No me cabe duda de que, por un lado, tiene que ver con las transformaciones en el mundo del trabajo: la gente pasa más tiempo en la oficina y en las presas que en el propio hogar. Y no me cabe duda de que, también, tiene que ver con el lento atenuamiento de las amas de casa.
Lo cierto es que pasamos de una espiritualidad barroca y exquisitamente kitsh a un desalmado minimalismo.
Sí, ya no hay adornos.
La gente no tiene adornos más allá de floreros asépticos con espigas metálicas de aspecto maligno, que bien podrían sacarle un ojo a los incautos. En los hogares más cultos, de repente, hay una serigrafía de César Valverde y, si los ingresos lo permiten, una de Rafa Fernández. A lo mejor un afiche de alguna película famosa o un disco o la pintura de un artista emergente. Un estante con libros de fotografía o de arte. ¡Y listo!
Dicho de otro modo: hoy somos tan narcisistas que convertimos la sala de la choza en una versión más o menos pública de nuestro cuarto de soltero.
De niño yo era bien tequioso, bien inquieto. Y siempre, siempre traveseaba los adornos de las casas que visitábamos. A fuerza de pellizcos y torcidas de ojos acabé desarrollando toda una taxonomía de señoras incómodas.
Que doña Xinia sí deja jugar con tal cosa.

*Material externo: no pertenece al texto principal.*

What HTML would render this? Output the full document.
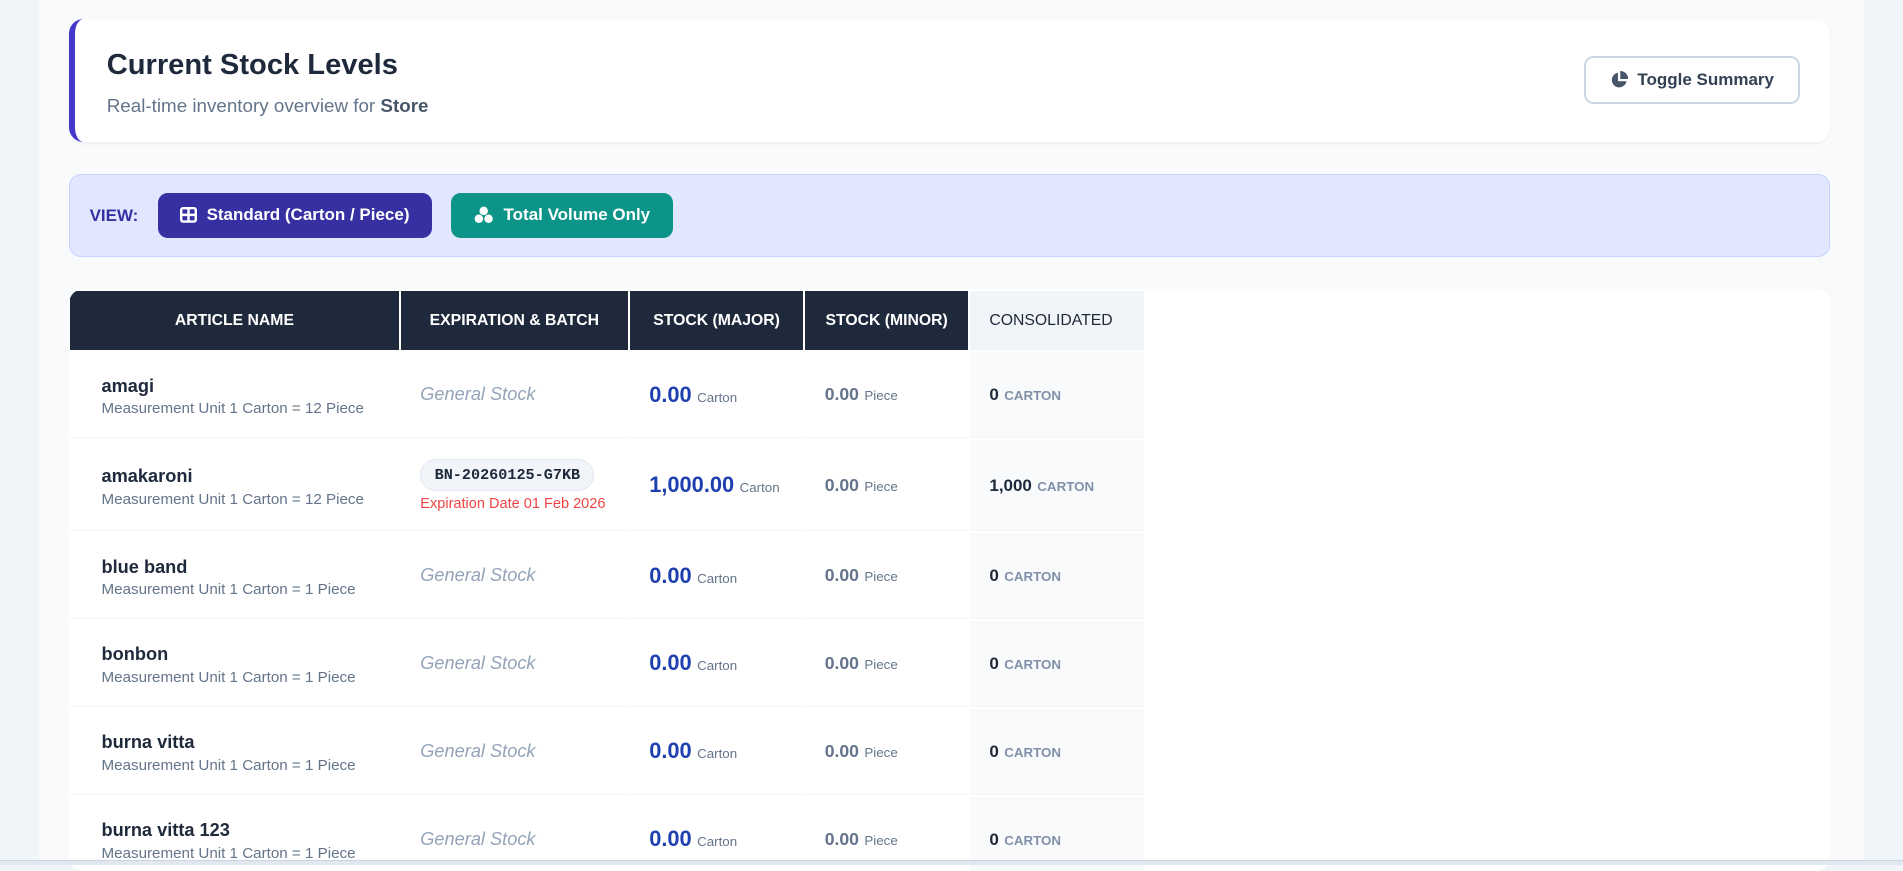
<!DOCTYPE html>
<html><head><meta charset="utf-8"><style>
html,body{margin:0;padding:0;}
body{width:1903px;height:864px;overflow:hidden;background:#f1f5f9;font-family:"Liberation Sans",sans-serif;}
#z{zoom:1.21365;width:1568px;height:712px;position:relative;}
.inner{position:absolute;left:32px;top:0;width:1504px;height:712px;background:#f8fafc;}
.hdr{position:absolute;left:57px;top:16px;width:1451px;height:101px;background:#fff;border-radius:12px;border-left:5px solid #4338ca;box-sizing:border-box;box-shadow:0 1px 3px rgba(0,0,0,.05);}
.hdr h1{position:absolute;left:26px;top:24px;margin:0;font-size:24px;font-weight:bold;color:#1e293b;}
.hdr p{position:absolute;left:26px;top:62px;margin:0;font-size:15.5px;color:#64748b;}
.hdr p b{color:#475569}
.tog{position:absolute;left:1243px;top:30px;width:178px;height:40px;border:2px solid #cbd5e1;border-radius:8px;box-sizing:border-box;font-size:14px;font-weight:bold;color:#334155;display:flex;align-items:center;justify-content:center;gap:8px;}
.view{position:absolute;left:57px;top:143px;width:1451px;height:69px;background:#e0e7ff;border:1px solid #c7d2fe;border-radius:10px;box-sizing:border-box;}
.view .l{position:absolute;left:16px;top:26px;font-size:14px;font-weight:bold;color:#3730a3;}
.btn{position:absolute;top:15px;height:37px;border-radius:8px;color:#fff;font-size:14px;font-weight:bold;display:flex;align-items:center;justify-content:center;gap:8px;}
.card{position:absolute;left:57px;top:238px;width:1451px;height:480px;background:#fff;border-radius:12px;overflow:hidden;}
table{border-collapse:separate;border-spacing:2px;position:absolute;left:-1px;top:0;}
th{background:#1e293b;color:#fff;font-size:13px;font-weight:bold;height:49px;padding:0;text-align:center;}
th.c{background:#f1f5f9;color:#1e293b;text-align:left;padding-left:16px;font-weight:normal;}
td{height:70px;padding:0;border-bottom:1px solid #f1f5f9;vertical-align:middle;}
td.n{padding-left:26px;}
.nm{font-size:15px;font-weight:bold;color:#1e293b;margin-top:3px;}
.mu{font-size:12.5px;color:#64748b;margin-top:3px;}
.gs{font-style:italic;color:#94a3b8;font-size:15px;padding-left:16px;}
td.e{padding-left:16px;}
.bt{display:inline-block;background:#f1f5f9;border:1px solid #e2e8f0;border-radius:14px;padding:5px 11px;font-family:"Liberation Mono",monospace;font-weight:bold;font-size:12.5px;color:#1e293b;}
.ex{color:#ef4444;font-size:12px;margin-top:4px;}
.mj{padding-left:16px;}
.mj b{color:#1e40af;font-size:18px;}
.mj span,.mi span{font-size:11px;color:#64748b;}
.mi{padding-left:16px;}
.mi b{color:#64748b;font-size:14.5px;}
td.c{background:#f8fafc;padding-left:16px;}
td.c b{color:#1e293b;font-size:14px;}
td.c span{color:#8190a8;font-size:11px;font-weight:bold;}
.bot{position:absolute;left:0;top:709px;width:1568px;height:3px;background:#e2e8f0;border-top:1px solid #cbd5e1;}
</style></head><body><div id="z">
<div class="inner"></div>
<div class="hdr"><h1>Current Stock Levels</h1><p>Real-time inventory overview for <b>Store</b></p>
<div class="tog"><svg width="15" height="15" viewBox="0 0 16 16"><path d="M7 1.5A6.5 6.5 0 1 0 14.5 9H7z" fill="#475569"/><path d="M9 0v7h7A7 7 0 0 0 9 0z" fill="#475569"/></svg>Toggle Summary</div></div>
<div class="view"><div class="l">VIEW:</div>
<div class="btn" style="left:72px;width:226px;background:#3730a3"><svg width="14" height="13" viewBox="0 0 14 13"><rect x="1" y="1" width="12" height="11" rx="1.5" fill="none" stroke="#fff" stroke-width="2"/><path d="M7 1v11M1 6.5h12" stroke="#fff" stroke-width="2"/></svg>Standard (Carton / Piece)</div>
<div class="btn" style="left:314px;width:183px;background:#0d9488"><svg width="16" height="15" viewBox="0 0 16 15"><circle cx="8" cy="4" r="3.5" fill="#fff"/><circle cx="4" cy="10.5" r="3.5" fill="#fff"/><circle cx="12" cy="10.5" r="3.5" fill="#fff"/></svg>Total Volume Only</div></div>
<div class="card"><table>
<tr><th style="width:271px">ARTICLE NAME</th><th style="width:187px">EXPIRATION &amp; BATCH</th><th style="width:143px">STOCK (MAJOR)</th><th style="width:134px">STOCK (MINOR)</th><th class="c" style="width:127px">CONSOLIDATED</th></tr>
<tr><td class="n"><div class="nm">amagi</div><div class="mu">Measurement Unit 1 Carton = 12 Piece</div></td><td class="gs">General Stock</td><td class="mj"><b>0.00</b> <span>Carton</span></td><td class="mi"><b>0.00</b> <span>Piece</span></td><td class="c"><b>0</b> <span>CARTON</span></td></tr>
<tr><td class="n" style="height:74px"><div class="nm">amakaroni</div><div class="mu">Measurement Unit 1 Carton = 12 Piece</div></td><td class="e"><div class="bt">BN-20260125-G7KB</div><div class="ex">Expiration Date 01 Feb 2026</div></td><td class="mj"><b>1,000.00</b> <span>Carton</span></td><td class="mi"><b>0.00</b> <span>Piece</span></td><td class="c"><b>1,000</b> <span>CARTON</span></td></tr>
<tr><td class="n"><div class="nm">blue band</div><div class="mu">Measurement Unit 1 Carton = 1 Piece</div></td><td class="gs">General Stock</td><td class="mj"><b>0.00</b> <span>Carton</span></td><td class="mi"><b>0.00</b> <span>Piece</span></td><td class="c"><b>0</b> <span>CARTON</span></td></tr>
<tr><td class="n"><div class="nm">bonbon</div><div class="mu">Measurement Unit 1 Carton = 1 Piece</div></td><td class="gs">General Stock</td><td class="mj"><b>0.00</b> <span>Carton</span></td><td class="mi"><b>0.00</b> <span>Piece</span></td><td class="c"><b>0</b> <span>CARTON</span></td></tr>
<tr><td class="n"><div class="nm">burna vitta</div><div class="mu">Measurement Unit 1 Carton = 1 Piece</div></td><td class="gs">General Stock</td><td class="mj"><b>0.00</b> <span>Carton</span></td><td class="mi"><b>0.00</b> <span>Piece</span></td><td class="c"><b>0</b> <span>CARTON</span></td></tr>
<tr><td class="n"><div class="nm">burna vitta 123</div><div class="mu">Measurement Unit 1 Carton = 1 Piece</div></td><td class="gs">General Stock</td><td class="mj"><b>0.00</b> <span>Carton</span></td><td class="mi"><b>0.00</b> <span>Piece</span></td><td class="c"><b>0</b> <span>CARTON</span></td></tr>
</table></div>
<div class="bot"></div>
</div></body></html>
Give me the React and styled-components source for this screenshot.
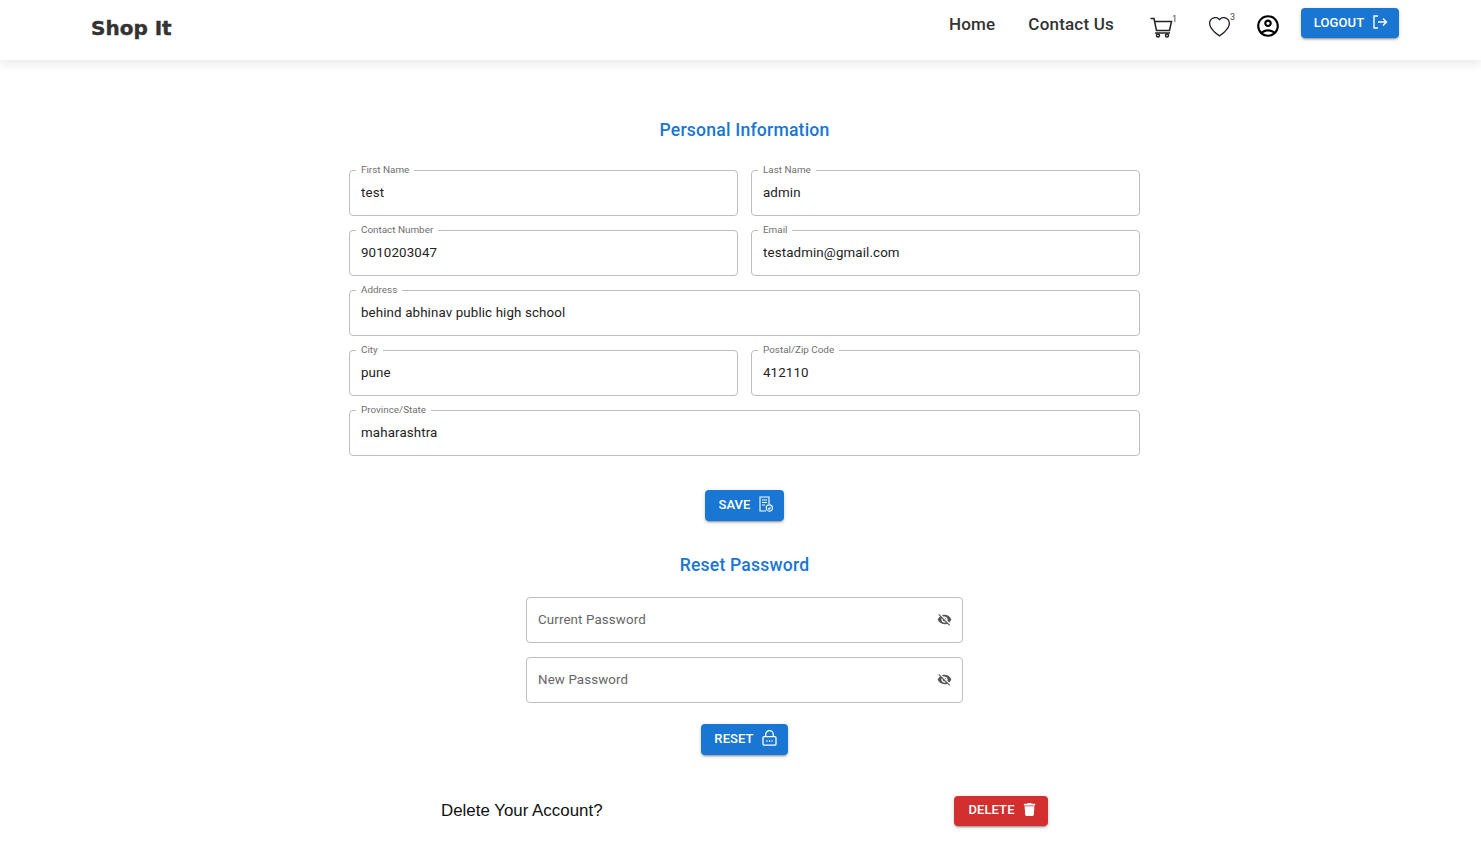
import React from 'react'
import styled, { createGlobalStyle } from 'styled-components'
import { FaTrash } from 'react-icons/fa'
import { BsHeart } from 'react-icons/bs'
import { MdOutlineAccountCircle, MdVisibilityOff } from 'react-icons/md'

const GlobalStyle = createGlobalStyle`
  * { box-sizing: border-box; }
  html, body { margin: 0; padding: 0; background: #fff; }
  body { font-family: Roboto, "Liberation Sans", sans-serif; color: #111; }
`

const Header = styled.header`
  height: 60px;
  display: flex;
  align-items: flex-start;
  justify-content: space-between;
  padding: 8px 82px 0 91px;
  background: #fff;
  box-shadow: 0 2px 12px rgba(0, 0, 0, 0.12);
`
const Logo = styled.div`
  font-family: "DejaVu Sans", sans-serif;
  font-weight: 700;
  font-size: 20px;
  line-height: 24px;
  margin-top: 8px;
  color: #333;
  -webkit-text-stroke: 0.4px #333;
`
const Nav = styled.nav`
  display: flex;
  align-items: flex-start;
`
const NavLink = styled.a`
  font-size: 17px;
  font-weight: 500;
  line-height: 20px;
  letter-spacing: 0.2px;
  margin-top: 6px;
  margin-right: ${p => p.$mr}px;
  color: #333;
`
const IconLink = styled.span`
  position: relative;
  display: flex;
  width: ${p => p.$w}px;
  margin-right: ${p => p.$mr}px;
  margin-top: ${p => p.$mt}px;
  color: ${p => p.$color || '#222'};
`
const Count = styled.sup`
  position: absolute;
  top: ${p => p.$top}px;
  right: -4px;
  font-size: 9px;
  line-height: 10px;
  color: #444;
`
const Button = styled.button`
  display: inline-flex;
  align-items: center;
  justify-content: center;
  gap: 8px;
  width: ${p => p.$w}px;
  height: ${p => p.$h || 30.75}px;
  border: none;
  border-radius: 4px;
  padding: 0 0 2px 2px;
  background: ${p => p.$bg || '#1976d2'};
  color: #fff;
  font-family: Roboto, sans-serif;
  font-size: 13px;
  font-weight: 500;
  letter-spacing: 0.1px;
  text-transform: uppercase;
  box-shadow: 0 3px 1px -2px rgba(0,0,0,.2), 0 2px 2px 0 rgba(0,0,0,.14), 0 1px 5px 0 rgba(0,0,0,.12);
`
const Main = styled.main`
  display: flex;
  flex-direction: column;
  align-items: center;
  padding: 60px 0 0 8px;
`
const Title = styled.h2`
  margin: 0;
  font-size: 17.6px;
  font-weight: 500;
  line-height: 21px;
  letter-spacing: 0.2px;
  color: #1976d2;
`
const InfoGrid = styled.div`
  width: 791px;
  margin-top: 29px;
  display: grid;
  grid-template-columns: 389px 389px;
  column-gap: 13px;
  row-gap: 14px;
`
const Field = styled.div`
  position: relative;
  height: 46px;
  padding: 0 11px;
  border: 1px solid #bdbdbd;
  border-radius: 4px;
  grid-column: ${p => (p.$wide ? '1 / -1' : 'auto')};
  display: flex;
  align-items: center;
`
const Legend = styled.label`
  position: absolute;
  top: -7px;
  left: 6px;
  padding: 0 5px;
  background: #fff;
  font-size: 9.9px;
  line-height: 12px;
  color: #6f6f6f;
`
const Input = styled.input`
  width: 100%;
  height: 20px;
  margin-bottom: 1px;
  border: none;
  outline: none;
  padding: 0;
  background: transparent;
  font-family: Roboto, sans-serif;
  font-size: 13.33px;
  letter-spacing: 0.12px;
  color: #222;
  &::placeholder { color: #666; opacity: 1; }
`
const PasswordList = styled.div`
  width: 437px;
  margin-top: 21px;
  display: flex;
  flex-direction: column;
  gap: 14px;
`
const EyeToggle = styled.span`
  display: flex;
  margin-right: -1px;
  color: #555;
`
const DeleteRow = styled.div`
  width: 607px;
  margin-top: 41px;
  margin-bottom: 38px;
  display: flex;
  align-items: center;
  justify-content: space-between;
`
const DeleteText = styled.span`
  font-family: "Liberation Sans", sans-serif;
  font-size: 16.9px;
  color: #111;
`
const SaveWrap = styled.div`
  margin-top: 34px;
  margin-bottom: 34px;
  display: flex;
`
const ResetWrap = styled.div`
  margin-top: 21px;
  display: flex;
`

const CartIcon = () => (
  <svg width="23" height="21" viewBox="0 0 23 21" fill="none" stroke="currentColor" strokeWidth="1.5">
    <path d="M0.5 1.5H4L6.5 13.5H19.5L21.5 4.5H4.6" />
    <path d="M5 16H20" />
    <circle cx="8" cy="18.5" r="1.5" />
    <circle cx="17" cy="18.5" r="1.5" />
  </svg>
)

const LogoutIcon = () => (
  <svg width="16" height="16" viewBox="0 0 16 16" fill="none" stroke="currentColor" strokeWidth="1.4">
    <path d="M6 2H2v12h4M6 8h8.5M11 4.5 14.5 8 11 11.5" />
  </svg>
)

const SaveIcon = () => (
  <svg width="14" height="16" viewBox="0 0 14 16" fill="none" stroke="currentColor" strokeWidth="1.1">
    <path d="M7 15H1V1h9v7" />
    <path d="M3 4h5M3 6.5h5M3 9h3" />
    <circle cx="10.3" cy="12" r="3.1" />
    <path d="m9 12.3 1 .9 1.5-1.9" />
  </svg>
)

const LockIcon = () => (
  <svg width="15" height="16" viewBox="0 0 15 16" fill="none" stroke="currentColor" strokeWidth="1.3">
    <rect x="1" y="6.6" width="13" height="8.6" rx="1.2" />
    <path d="M3.7 6.5V4.4a3.8 3.8 0 0 1 7.6 0v2.1" />
    <path d="M4.4 11h1.2M6.9 11h1.2M9.4 11h1.2" />
  </svg>
)

const App = () => {
  const info = [
    { label: 'First Name', value: 'test' },
    { label: 'Last Name', value: 'admin' },
    { label: 'Contact Number', value: '9010203047' },
    { label: 'Email', value: 'testadmin@gmail.com' },
    { label: 'Address', value: 'behind abhinav public high school', wide: true },
    { label: 'City', value: 'pune' },
    { label: 'Postal/Zip Code', value: '412110' },
    { label: 'Province/State', value: 'maharashtra', wide: true },
  ]

  return (
    <>
      <GlobalStyle />
      <Header>
        <Logo>Shop It</Logo>
        <Nav>
          <NavLink $mr={33}>Home</NavLink>
          <NavLink $mr={36}>Contact Us</NavLink>
          <IconLink $w={23} $mr={36} $mt={9}>
            <CartIcon />
            <Count $top={-3}>1</Count>
          </IconLink>
          <IconLink $w={22} $mr={24} $mt={9}>
            <BsHeart size={21} />
            <Count $top={-5}>3</Count>
          </IconLink>
          <IconLink $w={26} $mr={20} $mt={5} $color="#000">
            <MdOutlineAccountCircle size={26} />
          </IconLink>
          <Button $w={98} $h={30}>Logout <LogoutIcon /></Button>
        </Nav>
      </Header>
      <Main>
        <Title>Personal Information</Title>
        <InfoGrid>
          {info.map(f => (
            <Field key={f.label} $wide={f.wide}>
              <Legend>{f.label}</Legend>
              <Input defaultValue={f.value} />
            </Field>
          ))}
        </InfoGrid>
        <SaveWrap>
          <Button $w={79}>Save <SaveIcon /></Button>
        </SaveWrap>
        <Title>Reset Password</Title>
        <PasswordList>
          <Field>
            <Input placeholder="Current Password" />
            <EyeToggle><MdVisibilityOff size={15} /></EyeToggle>
          </Field>
          <Field>
            <Input placeholder="New Password" />
            <EyeToggle><MdVisibilityOff size={15} /></EyeToggle>
          </Field>
        </PasswordList>
        <ResetWrap>
          <Button $w={87}>Reset <LockIcon /></Button>
        </ResetWrap>
        <DeleteRow>
          <DeleteText>Delete Your Account?</DeleteText>
          <Button $w={94} $bg="#d32f2f">Delete <FaTrash size={13} /></Button>
        </DeleteRow>
      </Main>
    </>
  )
}

export default App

Que doña Sonia es muy estricta con tal otra.
Que donde fulanita, solo con los adornos del baño…
Y es que uno, no sé por qué, se ensañaba con determinados objetos. Era, si se quiere, una suerte de arrebato compulsivo. Capaz y el hijo de la señora te decía “Vení a mi cuarto, acá tengo un He Man real y un Luke Skywalker que escupe bubbaloos cada vez que le majás un dedo del pie”. O te decían: “Vamos al patio, mi papá me compró a Evaristo Coronado y a Medford para que jugara liguitas con ellos”.
Y uno se mostraba apático, impasible e inexplicablemente ignoraba la propuesta y, en su lugar, prefería jugar con una miserable rana de cerámica que, por si fuera poco, tenían el ojo despintado y una papada a medio camino entre Carlos Alvarado y Luis Alberto Monge.
Las mamás insistían: “Andá, andá, jugá, andá, en el patio también tienen a Berny Ulloa para que les pite en jupitas”. Y uno, como si nada… Absorto con Luis Alberto Monge y Carlos Alvarado y el cenicero de Guatemala y la pirámide del Sol y los angelitos de cristal falso y la campana estridente y el grillo de bronce y la pagana estatuilla de un buda que, a despecho de la Santa Cena y la Virgen de Los Ángeles, llevaba suerte y prosperidad a la familia anfitriona.
Más de una vez salí bien cascareado y no dudo que, más de una vez, mi mamá tuvo que abstenerse de ir a casa de alguna de sus amigas. O peor aún: de fijo, más de una vez, no la invitaron a alguna reunión, a algún café o a algún rezo, sencillamente, para proteger a Carlos Alvarado y a Luis Alberto Monge de mí.
Michel de Certeau decía que las fachadas de las casas constituyen ofrendas a lo público. Las salas de la casa, al menos hasta hace un tiempo, eran algo similar pero en un contexto de relativa intimidad. Es decir, estaban concebidas para las visitas. Y los adornos, naturalmente, estaban concebidos para agradar a las visitas.
Hoy, ya se sabe, casi no nos visitamos ni recibimos visitas. Y la noción de “el otro” acabó reducida a un límite de riesgo. No sé si sea nostalgia o que los cuarenta me siguen pegando abajo, pero a veces me dan ganas de salir a buscar algún Almacen El Rey donde pueda comprar un Carlos Alvarado o un Luis Alberto Monge para ponerlo en la sala de mi casa, a la par del radio, e invitar a medio Cartago a tomar café para que mi piropeen los adornos.